The Internal Recycle Pumps were engineered for “clean” water. Once properly cleaned, they would operate at approximately 90 percent load. Inspection found the tanks had large amounts of semi-solid materials that routinely clogged the pumps no matter how much screening and protection was provided. Consequently, the motors became overloaded quickly and often would reach 125 percent load within a week. Solving the root cause of these motors’ frequent failures, more stringent and more frequent cleaning was initiated.
Table 1: Low (Normal) and High (Over Loaded) horsepower requirements of the six pumps.
Note: The Low Hp and High Hp values were taken from recorded information as gathered during routine trending.

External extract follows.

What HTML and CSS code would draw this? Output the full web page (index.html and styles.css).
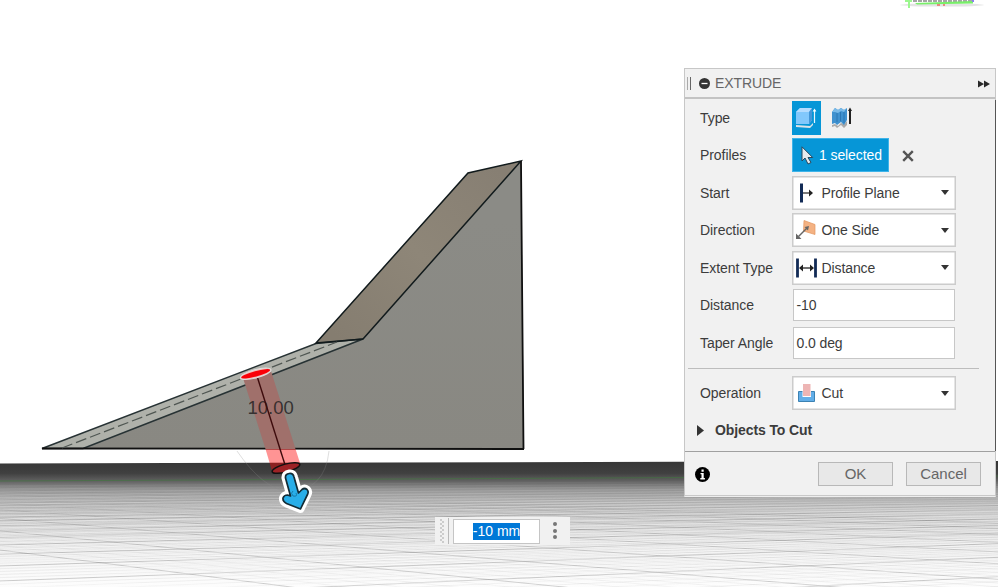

The Explorer has captured important data for Mr. Labadie and it has proven to him the need to closely monitor the maintenance schedule for these and all motors at his facilities. He has saved money in operating costs, reduced unplanned outages and the need to purchase new motors to replace failed motors.
A quick estimate on the energy savings for this case study follows: An average loss of 7hp between average load demands of clean pumps compared to the average load demand of the pumps when not cleaned is calculated. At 746 watts per horsepower, we have 5222 watts of lost energy every hour. Multiply that loss times 8760 hours per year yields 45,744 kWh/year. At .07 per kWh the average annual losses per motor is $3,202.00 or $19,212.00 for the six motors. If you consider the damage being conflicted on these pumps by the severely over-loaded condition, the cost of a properly organized Predictive Maintenance Program is easily offset by the resulting savings.
The pumps are still being trended with great success. Failure rates have dropped tremendously and operating costs have been reduced. The cost of two mechanics spending two hours weekly cleaning these pumps easily offsets the cost of repairing or replacing even one pump. Mr. Labadie is very confident knowing the overall cost of implementing and operating his Predictive Maintenance Program is saving the County money and down time.